# Entries
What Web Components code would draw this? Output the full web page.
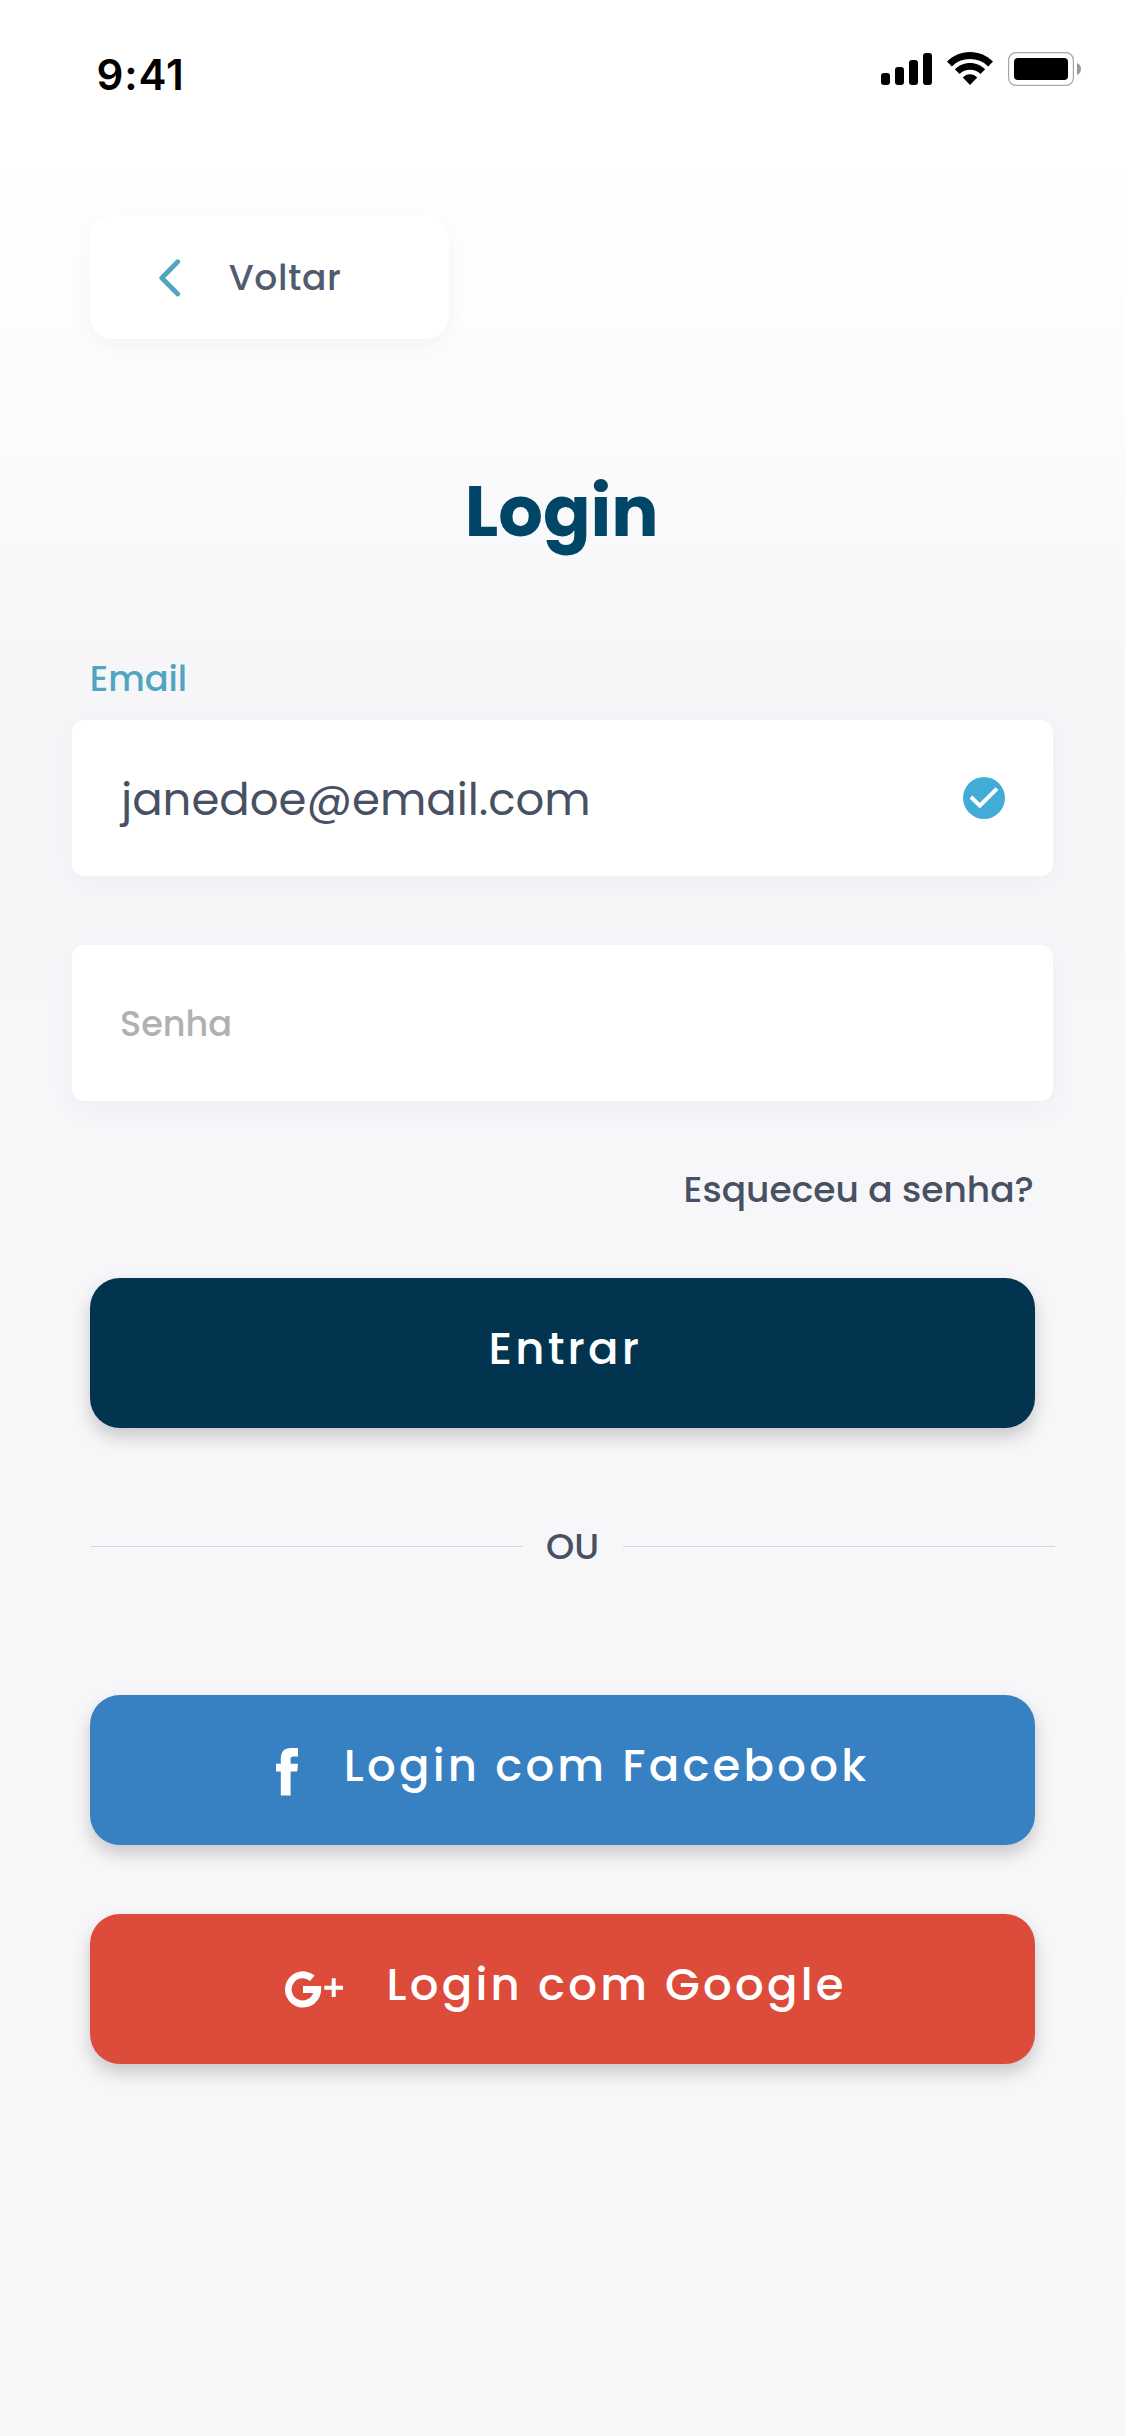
...
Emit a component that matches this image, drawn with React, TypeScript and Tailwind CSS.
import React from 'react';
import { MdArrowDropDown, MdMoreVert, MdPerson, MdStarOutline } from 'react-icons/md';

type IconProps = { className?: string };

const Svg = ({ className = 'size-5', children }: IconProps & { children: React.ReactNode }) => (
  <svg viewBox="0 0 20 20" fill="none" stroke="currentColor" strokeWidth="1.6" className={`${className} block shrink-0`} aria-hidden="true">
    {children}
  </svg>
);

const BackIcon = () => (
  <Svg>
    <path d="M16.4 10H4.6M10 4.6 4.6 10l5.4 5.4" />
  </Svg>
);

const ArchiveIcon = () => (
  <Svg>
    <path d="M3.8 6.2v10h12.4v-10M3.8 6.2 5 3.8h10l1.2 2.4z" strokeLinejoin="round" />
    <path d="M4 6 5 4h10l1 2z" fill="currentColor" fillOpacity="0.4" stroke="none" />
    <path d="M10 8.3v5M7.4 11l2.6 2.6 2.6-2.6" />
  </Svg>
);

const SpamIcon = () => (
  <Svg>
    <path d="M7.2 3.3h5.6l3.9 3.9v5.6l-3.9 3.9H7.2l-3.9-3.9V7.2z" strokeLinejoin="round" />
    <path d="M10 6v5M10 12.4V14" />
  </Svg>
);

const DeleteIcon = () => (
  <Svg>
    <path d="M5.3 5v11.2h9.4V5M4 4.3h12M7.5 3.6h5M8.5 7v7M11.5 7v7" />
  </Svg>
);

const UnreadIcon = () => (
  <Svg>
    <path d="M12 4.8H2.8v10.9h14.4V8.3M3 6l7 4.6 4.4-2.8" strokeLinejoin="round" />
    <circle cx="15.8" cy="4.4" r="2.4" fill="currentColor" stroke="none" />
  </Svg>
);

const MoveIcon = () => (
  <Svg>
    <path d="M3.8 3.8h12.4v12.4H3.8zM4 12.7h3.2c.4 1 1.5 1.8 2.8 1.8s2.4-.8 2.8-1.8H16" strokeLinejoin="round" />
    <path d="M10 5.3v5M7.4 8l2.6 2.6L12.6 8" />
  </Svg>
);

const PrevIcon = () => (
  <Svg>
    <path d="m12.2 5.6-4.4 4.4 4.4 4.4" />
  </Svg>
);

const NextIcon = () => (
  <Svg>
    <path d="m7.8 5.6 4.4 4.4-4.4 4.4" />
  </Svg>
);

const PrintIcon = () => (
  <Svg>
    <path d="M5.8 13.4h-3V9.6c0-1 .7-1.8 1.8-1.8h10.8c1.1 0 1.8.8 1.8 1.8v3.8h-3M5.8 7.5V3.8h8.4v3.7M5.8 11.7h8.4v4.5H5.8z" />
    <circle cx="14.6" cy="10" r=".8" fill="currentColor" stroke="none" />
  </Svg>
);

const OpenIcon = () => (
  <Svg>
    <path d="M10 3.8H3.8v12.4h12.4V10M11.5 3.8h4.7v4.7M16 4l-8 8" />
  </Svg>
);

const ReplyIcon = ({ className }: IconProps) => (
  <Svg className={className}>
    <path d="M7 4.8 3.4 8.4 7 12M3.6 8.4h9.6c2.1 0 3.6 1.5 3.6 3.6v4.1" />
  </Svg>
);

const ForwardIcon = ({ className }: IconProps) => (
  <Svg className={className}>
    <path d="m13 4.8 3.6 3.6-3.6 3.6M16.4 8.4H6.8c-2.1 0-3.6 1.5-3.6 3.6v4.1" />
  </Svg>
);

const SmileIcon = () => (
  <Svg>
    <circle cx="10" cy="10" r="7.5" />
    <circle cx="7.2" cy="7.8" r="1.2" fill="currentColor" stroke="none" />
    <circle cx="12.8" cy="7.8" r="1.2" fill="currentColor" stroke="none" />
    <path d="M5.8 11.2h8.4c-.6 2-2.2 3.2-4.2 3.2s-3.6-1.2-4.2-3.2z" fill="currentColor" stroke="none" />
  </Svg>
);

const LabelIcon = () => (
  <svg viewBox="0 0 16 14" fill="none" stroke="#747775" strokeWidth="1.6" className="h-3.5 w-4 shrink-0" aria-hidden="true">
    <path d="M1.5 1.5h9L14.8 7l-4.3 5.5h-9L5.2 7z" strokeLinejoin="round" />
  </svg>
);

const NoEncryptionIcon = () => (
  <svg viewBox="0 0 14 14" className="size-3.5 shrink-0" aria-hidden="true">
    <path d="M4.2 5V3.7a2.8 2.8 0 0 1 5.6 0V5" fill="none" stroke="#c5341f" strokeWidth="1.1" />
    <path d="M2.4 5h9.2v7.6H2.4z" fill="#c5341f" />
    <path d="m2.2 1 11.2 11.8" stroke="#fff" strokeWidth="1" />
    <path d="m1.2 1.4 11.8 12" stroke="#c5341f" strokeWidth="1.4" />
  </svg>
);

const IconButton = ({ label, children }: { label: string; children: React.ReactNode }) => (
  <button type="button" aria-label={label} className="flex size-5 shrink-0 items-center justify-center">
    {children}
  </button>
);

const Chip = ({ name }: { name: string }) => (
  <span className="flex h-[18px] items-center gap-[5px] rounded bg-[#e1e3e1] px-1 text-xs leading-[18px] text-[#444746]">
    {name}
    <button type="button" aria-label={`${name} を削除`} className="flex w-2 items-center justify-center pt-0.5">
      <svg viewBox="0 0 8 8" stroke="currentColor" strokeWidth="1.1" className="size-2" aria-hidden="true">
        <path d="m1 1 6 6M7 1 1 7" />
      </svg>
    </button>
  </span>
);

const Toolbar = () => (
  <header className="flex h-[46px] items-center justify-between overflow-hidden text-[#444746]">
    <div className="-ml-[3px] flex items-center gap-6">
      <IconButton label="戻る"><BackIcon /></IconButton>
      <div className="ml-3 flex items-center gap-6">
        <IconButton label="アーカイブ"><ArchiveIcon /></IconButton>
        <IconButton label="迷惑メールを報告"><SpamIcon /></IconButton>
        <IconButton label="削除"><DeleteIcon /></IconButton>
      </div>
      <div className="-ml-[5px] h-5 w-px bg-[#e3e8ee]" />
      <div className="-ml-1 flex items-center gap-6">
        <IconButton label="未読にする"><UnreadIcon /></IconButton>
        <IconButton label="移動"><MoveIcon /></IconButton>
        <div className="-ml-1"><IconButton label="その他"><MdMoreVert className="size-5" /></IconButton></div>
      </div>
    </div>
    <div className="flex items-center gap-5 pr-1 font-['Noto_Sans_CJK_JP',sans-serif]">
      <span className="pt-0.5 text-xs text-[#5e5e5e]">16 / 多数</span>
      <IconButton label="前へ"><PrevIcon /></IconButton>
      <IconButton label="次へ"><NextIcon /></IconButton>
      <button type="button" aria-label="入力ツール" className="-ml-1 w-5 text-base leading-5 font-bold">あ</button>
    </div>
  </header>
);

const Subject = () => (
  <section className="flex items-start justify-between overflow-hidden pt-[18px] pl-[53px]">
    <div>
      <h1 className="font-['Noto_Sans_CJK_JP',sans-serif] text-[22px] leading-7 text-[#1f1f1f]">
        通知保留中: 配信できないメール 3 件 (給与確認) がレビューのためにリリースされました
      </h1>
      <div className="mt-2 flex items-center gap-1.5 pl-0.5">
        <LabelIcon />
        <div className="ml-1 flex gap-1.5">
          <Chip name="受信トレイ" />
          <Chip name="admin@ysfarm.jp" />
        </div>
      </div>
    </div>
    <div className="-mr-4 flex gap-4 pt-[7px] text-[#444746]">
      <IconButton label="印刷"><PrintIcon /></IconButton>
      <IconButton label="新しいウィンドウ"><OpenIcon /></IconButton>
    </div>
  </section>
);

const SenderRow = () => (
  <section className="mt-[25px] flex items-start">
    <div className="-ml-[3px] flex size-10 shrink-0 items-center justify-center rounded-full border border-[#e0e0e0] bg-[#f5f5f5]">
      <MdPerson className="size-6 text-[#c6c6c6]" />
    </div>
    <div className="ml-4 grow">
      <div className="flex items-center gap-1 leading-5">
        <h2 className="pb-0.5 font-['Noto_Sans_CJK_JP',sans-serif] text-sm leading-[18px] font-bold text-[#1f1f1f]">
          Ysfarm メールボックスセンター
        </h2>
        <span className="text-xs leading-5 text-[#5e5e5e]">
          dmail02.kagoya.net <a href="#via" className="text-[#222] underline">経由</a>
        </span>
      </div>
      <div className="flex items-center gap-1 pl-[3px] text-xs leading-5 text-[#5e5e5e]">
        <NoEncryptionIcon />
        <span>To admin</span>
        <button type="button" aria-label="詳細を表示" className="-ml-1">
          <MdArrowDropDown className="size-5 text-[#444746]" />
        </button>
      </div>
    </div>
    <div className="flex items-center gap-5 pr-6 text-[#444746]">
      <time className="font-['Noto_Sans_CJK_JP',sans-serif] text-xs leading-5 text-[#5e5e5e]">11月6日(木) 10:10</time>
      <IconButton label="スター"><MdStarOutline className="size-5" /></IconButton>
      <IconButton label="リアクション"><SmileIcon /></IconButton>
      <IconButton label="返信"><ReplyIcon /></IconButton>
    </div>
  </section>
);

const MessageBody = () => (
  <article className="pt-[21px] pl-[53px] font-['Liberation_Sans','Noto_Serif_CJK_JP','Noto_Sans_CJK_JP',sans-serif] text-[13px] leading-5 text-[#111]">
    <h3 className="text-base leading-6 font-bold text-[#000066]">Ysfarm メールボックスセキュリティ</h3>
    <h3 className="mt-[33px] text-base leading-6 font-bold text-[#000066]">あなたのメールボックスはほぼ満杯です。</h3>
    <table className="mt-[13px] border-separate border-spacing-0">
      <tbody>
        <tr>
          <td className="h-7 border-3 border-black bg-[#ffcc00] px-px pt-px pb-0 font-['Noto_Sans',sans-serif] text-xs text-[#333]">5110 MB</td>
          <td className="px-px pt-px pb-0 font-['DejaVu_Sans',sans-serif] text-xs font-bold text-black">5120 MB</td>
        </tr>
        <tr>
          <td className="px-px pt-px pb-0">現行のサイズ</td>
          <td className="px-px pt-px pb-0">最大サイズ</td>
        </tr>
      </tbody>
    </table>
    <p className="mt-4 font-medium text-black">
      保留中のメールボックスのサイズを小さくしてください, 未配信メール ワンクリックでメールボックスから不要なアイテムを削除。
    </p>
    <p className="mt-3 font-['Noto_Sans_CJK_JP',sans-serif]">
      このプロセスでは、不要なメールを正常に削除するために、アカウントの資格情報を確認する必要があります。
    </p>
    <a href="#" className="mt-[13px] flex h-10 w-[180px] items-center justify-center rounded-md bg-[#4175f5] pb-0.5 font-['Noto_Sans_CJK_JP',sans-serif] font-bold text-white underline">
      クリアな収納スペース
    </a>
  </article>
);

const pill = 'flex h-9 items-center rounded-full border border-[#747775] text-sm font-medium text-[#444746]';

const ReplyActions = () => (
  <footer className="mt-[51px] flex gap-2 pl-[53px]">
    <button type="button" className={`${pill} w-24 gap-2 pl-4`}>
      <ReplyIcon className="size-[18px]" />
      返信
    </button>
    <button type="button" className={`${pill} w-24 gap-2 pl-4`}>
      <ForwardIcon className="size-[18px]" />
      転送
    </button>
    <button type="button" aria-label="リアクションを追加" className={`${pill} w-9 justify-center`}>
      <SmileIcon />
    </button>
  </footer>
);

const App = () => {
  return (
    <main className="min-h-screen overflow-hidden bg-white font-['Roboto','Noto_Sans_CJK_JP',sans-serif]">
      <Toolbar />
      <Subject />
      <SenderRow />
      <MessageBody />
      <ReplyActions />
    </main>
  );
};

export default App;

# What is required
Work out the count of lines containing the word "this", then write only that count.

# Problem solution
2